Il giudizio riguardava l'istanza di un’impresa che era già stata autorizzata dalla Regione Veneto ad un'attività sperimentale per il trattamento ed il recupero dei rifiuti costituiti da pannolini, pannoloni ed assorbenti igienici, per un periodo di due anni, ed aveva poi chiesto la modifica dell'autorizzazione. La Giunta regionale veneta, recependo il parere reso dalla Commissione tecnica regionale sez. Ambiente, aveva autorizzato l'impresa ad effettuare le modifiche all’impianto sperimentale e ad esercitate l’attività di recupero dei materiali, ma aveva respinto la richiesta di riclassificare alcune operazioni di trattamento di rifiuti, da "attività di messa in riserva di rifiuti R13" ad "attività di recupero R3 finalizzate alla produzione di materie prime secondarie", in mancanza di un'espressa previsione normativa europea riferita a quel tipo di materiali.
In primo grado, il Tar Veneto, con la sentenza n. 1422 del 28 dicembre 2016 (allegata), aveva accolto il ricorso dell’impresa e conseguentemente annullato il diniego, ritenendo che in mancanza di espresse previsioni europee, l’amministrazione potesse valutare caso per caso.

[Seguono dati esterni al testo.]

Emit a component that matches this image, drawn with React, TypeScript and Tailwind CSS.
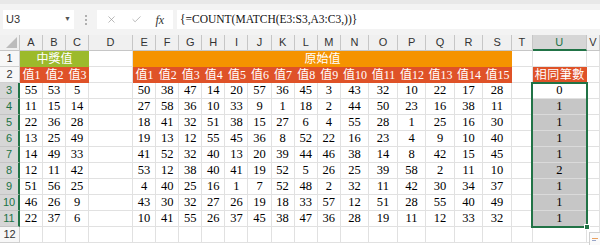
import { X, Check } from 'lucide-react';

const LETTERS = ['A','B','C','D','E','F','G','H','I','J','K','L','M','N','O','P','Q','R','S','T','U','V'];

const ROWS: [number[], number[], number][] = [
  [[55, 53, 5], [50, 38, 47, 14, 20, 57, 36, 45, 3, 43, 32, 10, 22, 17, 28], 0],
  [[11, 15, 14], [27, 58, 36, 10, 33, 9, 1, 18, 2, 44, 50, 23, 16, 38, 11], 1],
  [[22, 36, 28], [18, 41, 32, 51, 38, 15, 27, 6, 4, 55, 28, 1, 25, 16, 30], 1],
  [[13, 25, 49], [19, 13, 12, 55, 45, 36, 8, 52, 22, 16, 23, 4, 9, 10, 40], 1],
  [[14, 49, 33], [41, 52, 32, 40, 13, 20, 39, 44, 46, 38, 14, 8, 42, 15, 45], 1],
  [[12, 11, 42], [53, 12, 38, 40, 41, 19, 52, 5, 26, 25, 39, 58, 2, 11, 10], 2],
  [[51, 56, 25], [4, 40, 25, 16, 1, 7, 52, 48, 2, 32, 11, 42, 30, 34, 37], 1],
  [[46, 26, 9], [43, 30, 32, 27, 26, 19, 18, 33, 57, 12, 51, 28, 55, 40, 49], 1],
  [[22, 37, 6], [10, 41, 55, 26, 37, 45, 38, 47, 36, 28, 19, 11, 12, 33, 32], 1],
];

const serif = "font-['Liberation_Serif','Noto_Sans_CJK_TC',serif]";
const sans = "font-['Liberation_Sans',sans-serif]";
const cell = 'flex h-[16px] items-center justify-center border-b border-r border-[#e1e1e1]';
const red = 'flex h-[16px] items-center justify-center bg-[#df5228] text-white';

function RowHead({ n, active }: { n: number; active?: boolean }) {
  return active ? (
    <div className={`flex h-[16px] items-center justify-center border-b border-[#c4c4c4] border-r-2 border-r-[#217346] bg-[#d6d6d6] text-[11px] text-[#217346] ${sans}`}>
      {n}
    </div>
  ) : (
    <div className={`flex h-[16px] items-center justify-center border-b border-r border-[#d0d0d0] bg-[#f7f7f7] text-[11px] text-[#333] ${sans}`}>
      {n}
    </div>
  );
}

export default function App() {
  return (
    <div className="h-[245px] w-[600px] overflow-hidden bg-white">
      {/* formula bar */}
      <div className="flex h-[35px] items-start border-t-[4px] border-[#e8e8e8] bg-[#f3f3f3] pl-[3px] pt-[6px]">
        <div className={`flex h-[19px] w-[71px] items-center justify-between bg-white pl-[3px] pr-[3px] text-[11px] text-[#333] ${sans}`}>
          <span>U3</span>
          <span className="text-[7px] text-[#555]">▼</span>
        </div>
        <div className="flex h-[19px] w-[23px] flex-col items-center justify-center gap-[2px]">
          <span className="h-[2px] w-[2px] bg-[#b0b0b0]" />
          <span className="h-[2px] w-[2px] bg-[#b0b0b0]" />
          <span className="h-[2px] w-[2px] bg-[#b0b0b0]" />
        </div>
        <div className="flex h-[19px] w-[76px] items-center justify-around bg-white px-[2px]">
          <X className="h-[11px] w-[11px] text-[#9a9a9a]" strokeWidth={1.5} />
          <Check className="h-[11px] w-[11px] text-[#9a9a9a]" strokeWidth={1.5} />
          <span className={`text-[12px] italic text-[#333] ${serif}`}>fx</span>
        </div>
        <div className={`ml-[4px] flex h-[19px] flex-1 items-center bg-white pl-[3px] text-[11.5px] text-[#111] ${serif}`}>
          {'{=COUNT(MATCH(E3:S3,A3:C3,))}'}
        </div>
      </div>

      {/* sheet */}
      <div className="relative">
        <div className="grid grid-cols-[20px_23px_23px_23px_44px_repeat(9,23.1px)_repeat(6,28.5px)_21px_54px_1fr]">
          {/* column headers */}
          <div className="flex h-[16px] items-end justify-end border-b border-r border-[#c6c6c6] bg-[#f0f0f0] pb-[2px] pr-[2px]">
            <svg width="11" height="11" viewBox="0 0 11 11">
              <polygon points="11,0 11,11 0,11" fill="#bcbcbc" />
            </svg>
          </div>
          {LETTERS.map((l) =>
            l === 'U' ? (
              <div key={l} className={`flex h-[16px] items-center justify-center border-b-2 border-r border-b-[#217346] border-r-[#c6c6c6] bg-[#d6d6d6] text-[11px] text-[#217346] ${sans}`}>
                {l}
              </div>
            ) : (
              <div key={l} className={`flex h-[16px] items-center justify-center border-b border-r border-[#c6c6c6] bg-[#f0f0f0] text-[11px] text-[#333] ${sans}`}>
                {l}
              </div>
            )
          )}

          {/* row 1 */}
          <RowHead n={1} />
          <div className={`col-span-3 flex h-[16px] items-center justify-center bg-[#9cba2b] text-[12px] text-white ${serif}`}>中獎值</div>
          <div className={cell} />
          <div className={`col-span-15 flex h-[16px] items-center justify-center bg-[#f59300] text-[12px] text-white ${serif}`}>原始值</div>
          <div className={cell} />
          <div className={cell} />
          <div className={cell} />

          {/* row 2 */}
          <RowHead n={2} />
          {[1, 2, 3].map((i) => (
            <div key={`a${i}`} className={`${red} text-[12px] ${serif}`}>值{i}</div>
          ))}
          <div className={cell} />
          {Array.from({ length: 15 }, (_, i) => (
            <div key={`e${i}`} className={`${red} text-[12px] ${serif}`}>值{i + 1}</div>
          ))}
          <div className={cell} />
          <div className={`${red} text-[12px] tracking-[0.5px] ${serif}`}>相同筆數</div>
          <div className={cell} />

          {/* data rows */}
          {ROWS.map(([win, src, res], r) => (
            <div key={r} className="contents">
              <RowHead n={r + 3} active />
              {win.map((v, i) => (
                <div key={`w${i}`} className={`${cell} text-[12.5px] text-black ${serif}`}>{v}</div>
              ))}
              <div className={cell} />
              {src.map((v, i) => (
                <div key={`s${i}`} className={`${cell} text-[12.5px] text-black ${serif}`}>{v}</div>
              ))}
              <div className={cell} />
              {r === 0 ? (
                <div className={`${cell} text-[12.5px] text-black ${serif}`}>{res}</div>
              ) : (
                <div className={`flex h-[16px] items-center justify-center border-b border-r border-[#dadada] bg-[#c6c6c6] text-[12.5px] text-black ${serif}`}>{res}</div>
              )}
              <div className={cell} />
            </div>
          ))}

          {/* row 12 */}
          <RowHead n={12} />
          {LETTERS.map((l) => (
            <div key={`z${l}`} className={cell} />
          ))}
        </div>

        {/* selection U3:U11 */}
        <div className="pointer-events-none absolute left-[531px] top-[47px] h-[146px] w-[57px] border-2 border-[#217346]" />
        <div className="pointer-events-none absolute left-[584px] top-[189px] h-[6px] w-[6px] border border-white bg-[#217346]" />
        {/* quick analysis */}
        <div className="absolute left-[589px] top-[197px] flex h-[14px] w-[14px] flex-col items-start justify-center gap-[1px] border border-[#d0d0d0] bg-[#fafafa] pl-[2px]">
          <span className="h-[1px] w-[6px] bg-[#e8a060]" />
          <span className="h-[1px] w-[4px] bg-[#9aa7c8]" />
        </div>
      </div>
    </div>
  );
}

Il Consiglio di Stato, invece, senza entrare nel merito tecnico della questione, alle luce della direttiva 2008/98/CE riguardante la "cessazione della qualifica di rifiuto", ha osservato che:
a) la disciplina della cessazione della qualifica di “rifiuto” è riservata alla normativa europea;
b) quest’ultima ha previsto che sia comunque possibile per gli Stati membri valutare altri casi di possibile cessazione;
c) tale prerogativa tuttavia compete allo Stato e precisamente al Ministero dell’ambiente, che deve provvedere con propri regolamenti.

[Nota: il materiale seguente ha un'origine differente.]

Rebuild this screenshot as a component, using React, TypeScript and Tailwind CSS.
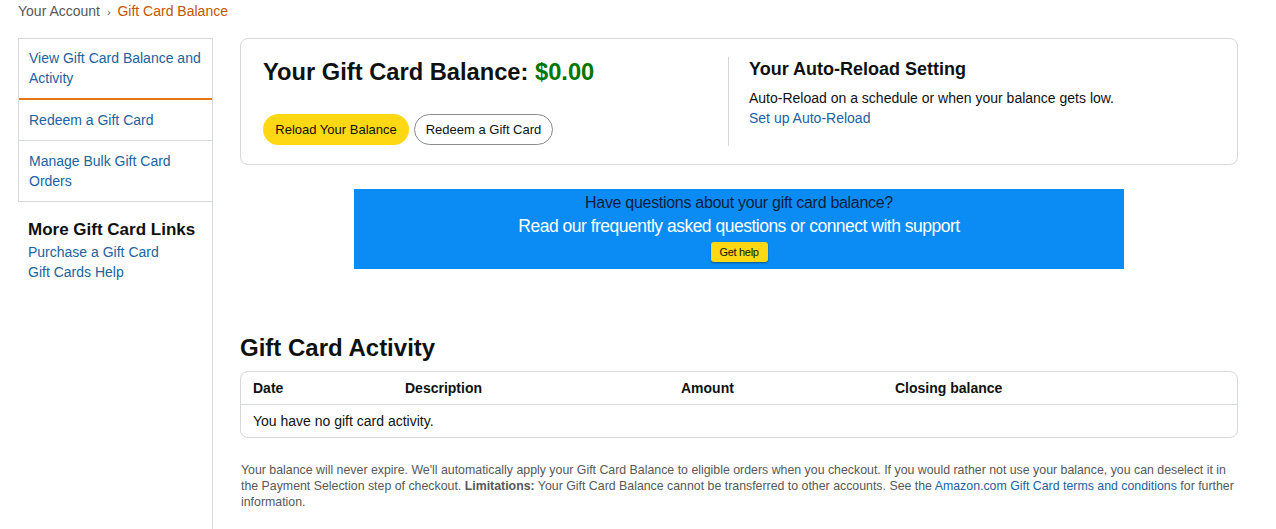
import React from "react";

const font = { fontFamily: '"Liberation Sans", Arial, sans-serif' };

export default function App() {
  return (
    <div className="min-h-[529px] bg-white text-[#0f1111]" style={font}>
      <div className="pl-[18px] pt-[3px] text-[14px] leading-[17px] text-[#565959]">
        Your Account <span className="mx-[3px] text-[11px]">›</span>{" "}
        <span className="text-[#c45500]">Gift Card Balance</span>
      </div>
      <div className="flex pl-[18px] pr-[38px] pt-[17px]">
        {/* sidebar */}
        <div className="w-[195px] shrink-0 border-r border-[#d5d9d9] min-h-[492px]">
          <div className="border-l border-t border-[#d5d9d9]">
            <div className="border-b-2 border-[#e47911] px-[10px] pt-[9px] pb-[10px] text-[14px] leading-[20px] text-[#2162a1]">
              View Gift Card Balance and Activity
            </div>
            <div className="border-b border-[#d5d9d9] px-[10px] py-[10px] text-[14px] leading-[20px] text-[#2162a1]">
              Redeem a Gift Card
            </div>
            <div className="border-b border-[#d5d9d9] px-[10px] py-[10px] text-[14px] leading-[20px] text-[#2162a1]">
              Manage Bulk Gift Card Orders
            </div>
          </div>
          <div className="pl-[10px] pt-[17px]">
            <div className="text-[17px] font-bold leading-[22px] text-[#0f1111]">More Gift Card Links</div>
            <div className="mt-[1px] text-[14px] leading-[20px] text-[#2162a1]">Purchase a Gift Card</div>
            <div className="text-[14px] leading-[20px] text-[#2162a1]">Gift Cards Help</div>
          </div>
        </div>

        {/* main */}
        <div className="ml-[27px] flex-1">
          <div className="flex rounded-lg border border-[#d5d9d9] px-[22px] pt-[18px] pb-[18px]">
            <div className="w-[466px] border-r border-[#d5d9d9]">
              <div className="text-[23.7px] font-bold leading-[30px]">
                Your Gift Card Balance: <span className="text-[#007600]">$0.00</span>
              </div>
              <div className="mt-[27px] mb-[1px] flex gap-[5px]">
                <div className="flex h-[31px] w-[146px] items-center justify-center rounded-full bg-[#ffd814] text-[13px]">
                  Reload Your Balance
                </div>
                <div className="flex h-[31px] w-[139px] items-center justify-center rounded-full border border-[#888c8c] bg-white text-[13px]">
                  Redeem a Gift Card
                </div>
              </div>
            </div>
            <div className="pl-[20px] pt-[1px]">
              <div className="text-[18px] font-bold leading-[22px]">Your Auto-Reload Setting</div>
              <div className="mt-[8px] text-[14px] leading-[20px]">
                Auto-Reload on a schedule or when your balance gets low.
              </div>
              <div className="text-[14px] leading-[20px] text-[#2162a1]">Set up Auto-Reload</div>
            </div>
          </div>

          <div className="mx-auto mt-[24px] flex h-[80px] w-[770px] flex-col items-center bg-[#0b8cf4] pt-[3px]">
            <div className="text-[16px] leading-[21px] tracking-[-0.3px] text-[#0f1e3d]">
              Have questions about your gift card balance?
            </div>
            <div className="mt-[1px] text-[17.5px] leading-[24px] tracking-[-0.5px] text-white">
              Read our frequently asked questions or connect with support
            </div>
            <div className="mt-[4px] flex h-[20px] w-[57px] items-center justify-center rounded-[3px] bg-[#ffd814] text-[11px] tracking-[-0.3px] text-[#0f1111] shadow-[0_1px_2px_rgba(0,0,0,0.4)]">
              Get help
            </div>
          </div>

          <div className="mt-[64px] text-[24px] font-bold leading-[30px]">Gift Card Activity</div>
          <div className="mt-[8px] rounded-lg border border-[#d5d9d9]">
            <div className="grid h-[33px] grid-cols-[152px_276px_214px_1fr] items-center border-b border-[#d5d9d9] pl-[12px] text-[14px] font-bold">
              <div>Date</div>
              <div>Description</div>
              <div>Amount</div>
              <div>Closing balance</div>
            </div>
            <div className="flex h-[32px] items-center pl-[12px] text-[14px]">You have no gift card activity.</div>
          </div>

          <div className="mt-[24px] pl-[1px] text-[12.35px] leading-[16px] text-[#565959]">
            Your balance will never expire. We'll automatically apply your Gift Card Balance to eligible orders when you checkout. If you would rather not use your balance, you can deselect it in the Payment Selection step of checkout.{" "}
            <span className="font-bold">Limitations:</span> Your Gift Card Balance cannot be transferred to other accounts. See the{" "}
            <span className="text-[#2162a1]">Amazon.com Gift Card terms and conditions</span> for further information.
          </div>
        </div>
      </div>
    </div>
  );
}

Nella la sentenza dei giudici di appello si legge infatti che "Alla luce delle disposizioni innanzi riportate, può, dunque, affermarsi che se, in linea generale, la disciplina della cessazione della qualifica di 'rifiuto' è riservata alla normativa comunitaria, nondimeno questa ha consentito che, in assenza di proprie previsioni, gli Stati membri possano valutare caso per caso tale possibile cessazione – si ripete, solo in assenza di indicazioni comunitarie e, dunque, non in contrasto con le stesse – dandone informazione alla Commissione. Il destinatario del potere di determinare la cessazione della qualifica di rifiuto è, per la direttiva, lo 'Stato', che assume anche obbligo di interlocuzione con la Commissione. La stessa direttiva Ue, quindi, non riconosce il potere di valutazione 'caso per caso' ad enti e/o organizzazioni interne allo Stato, ma solo allo Stato medesimo, posto che la predetta valutazione non può che intervenire, ragionevolmente, se non con riferimento all’intero territorio di uno Stato membro. Ciò è quanto ha fatto il legislatore statale, attribuendo tale potere al Ministero dell’ambiente, ed anzi fornendo una lettura del 'caso per caso', non già riferito al singolo materiale da esaminare ed (eventualmente) declassificare con specifico provvedimento amministrativo, bensì inteso come 'tipologia' di materiale da esaminare e fare oggetto di più generale previsione regolamentare, a monte dell’esercizio della potestà provvedimentale autorizzatoria. D’altra parte, la previsione della competenza statale in materia di declassificazione 'caso per caso' del rifiuto appare del tutto coerente, oltre che con la citata direttiva Ue, anche con l’art. 117, comma secondo, lett. s) della Costituzione che, come è noto, attribuisce alla potestà legislativa esclusiva (e, dunque, anche alla potestà regolamentare statale), la tutela dell’ambiente e dell’ecosistema. E’ del tutto evidente che, laddove si consentisse ad ogni singola Regione, di definire, in assenza di normativa Ue, cosa è da intendersi o meno come rifiuto, ne risulterebbe vulnerata la ripartizione costituzionale delle competenze tra Stato e Regioni".